- TASK OBJECTIVE -
Pictures stay out of your copy, but everything else in the records below must be repeated exactly.

------ INPUT RECORDS ------

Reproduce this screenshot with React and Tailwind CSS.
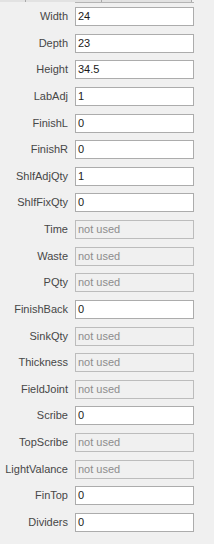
import React from "react";

const rows = [
  ["Width", "24"],
  ["Depth", "23"],
  ["Height", "34.5"],
  ["LabAdj", "1"],
  ["FinishL", "0"],
  ["FinishR", "0"],
  ["ShlfAdjQty", "1"],
  ["ShlfFixQty", "0"],
  ["Time", null],
  ["Waste", null],
  ["PQty", null],
  ["FinishBack", "0"],
  ["SinkQty", null],
  ["Thickness", null],
  ["FieldJoint", null],
  ["Scribe", "0"],
  ["TopScribe", null],
  ["LightValance", null],
  ["FinTop", "0"],
  ["Dividers", "0"],
];

export default function App() {
  return (
    <div
      className="w-[214px] h-[544px] bg-[#f0f0f0] overflow-hidden"
      style={{ fontFamily: '"Liberation Sans", Arial, sans-serif' }}
    >
      <div className="flex h-[3px]">
        <div className="w-[25px] h-[2px] bg-[#e2e2e2]" />
        <div className="w-[1px] h-[2px] bg-[#a9a9a9]" />
        <div className="w-[49px] h-[2px] bg-[#e2e2e2]" />
        <div className="flex flex-col w-[116px]">
          <div className="flex h-[2px]">
            <div className="w-[26px] bg-[#e2e2e2]" />
            <div className="w-[1px] bg-[#a9a9a9]" />
            <div className="w-[89px] bg-[#e2e2e2]" />
          </div>
          <div className="h-[1px] bg-[#b4b4b4]" />
        </div>
        <div className="flex flex-col w-[3px]">
          <div className="h-[2px] w-[1px] bg-[#a9a9a9]" />
          <div className="h-[1px] bg-[#b4b4b4]" />
        </div>
      </div>
      <div className="flex flex-col gap-[7.63px] pt-[4px]">
        {rows.map(([label, value]) => (
          <div key={label} className="flex items-center h-[19px]">
            <div className="w-[68px] text-right text-[11px] leading-[13px] text-[#474747] whitespace-nowrap">
              {label}
            </div>
            {value !== null ? (
              <div className="ml-[7px] w-[119px] h-[19px] border border-[#acacac] bg-white pl-[2px] text-[11px] leading-[17px] text-[#1a1a1a]">
                {value}
              </div>
            ) : (
              <div className="ml-[7px] w-[119px] h-[19px] border border-[#bcbcbc] bg-[#f0f0f0] pl-[2px] text-[11px] leading-[17px] text-[#8d8d8d]">
                not used
              </div>
            )}
          </div>
        ))}
      </div>
    </div>
  );
}
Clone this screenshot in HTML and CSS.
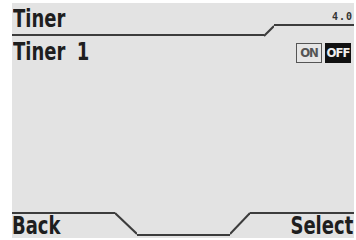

------

- ANSWER FOR THE TASK -
Reproduce this screenshot with React and Tailwind CSS.
import React from "react";

const rows = [
  ["Width", "24"],
  ["Depth", "23"],
  ["Height", "34.5"],
  ["LabAdj", "1"],
  ["FinishL", "0"],
  ["FinishR", "0"],
  ["ShlfAdjQty", "1"],
  ["ShlfFixQty", "0"],
  ["Time", null],
  ["Waste", null],
  ["PQty", null],
  ["FinishBack", "0"],
  ["SinkQty", null],
  ["Thickness", null],
  ["FieldJoint", null],
  ["Scribe", "0"],
  ["TopScribe", null],
  ["LightValance", null],
  ["FinTop", "0"],
  ["Dividers", "0"],
];

export default function App() {
  return (
    <div
      className="w-[214px] h-[544px] bg-[#f0f0f0] overflow-hidden"
      style={{ fontFamily: '"Liberation Sans", Arial, sans-serif' }}
    >
      <div className="flex h-[3px]">
        <div className="w-[25px] h-[2px] bg-[#e2e2e2]" />
        <div className="w-[1px] h-[2px] bg-[#a9a9a9]" />
        <div className="w-[49px] h-[2px] bg-[#e2e2e2]" />
        <div className="flex flex-col w-[116px]">
          <div className="flex h-[2px]">
            <div className="w-[26px] bg-[#e2e2e2]" />
            <div className="w-[1px] bg-[#a9a9a9]" />
            <div className="w-[89px] bg-[#e2e2e2]" />
          </div>
          <div className="h-[1px] bg-[#b4b4b4]" />
        </div>
        <div className="flex flex-col w-[3px]">
          <div className="h-[2px] w-[1px] bg-[#a9a9a9]" />
          <div className="h-[1px] bg-[#b4b4b4]" />
        </div>
      </div>
      <div className="flex flex-col gap-[7.63px] pt-[4px]">
        {rows.map(([label, value]) => (
          <div key={label} className="flex items-center h-[19px]">
            <div className="w-[68px] text-right text-[11px] leading-[13px] text-[#474747] whitespace-nowrap">
              {label}
            </div>
            {value !== null ? (
              <div className="ml-[7px] w-[119px] h-[19px] border border-[#acacac] bg-white pl-[2px] text-[11px] leading-[17px] text-[#1a1a1a]">
                {value}
              </div>
            ) : (
              <div className="ml-[7px] w-[119px] h-[19px] border border-[#bcbcbc] bg-[#f0f0f0] pl-[2px] text-[11px] leading-[17px] text-[#8d8d8d]">
                not used
              </div>
            )}
          </div>
        ))}
      </div>
    </div>
  );
}
Clone this screenshot in HTML and CSS.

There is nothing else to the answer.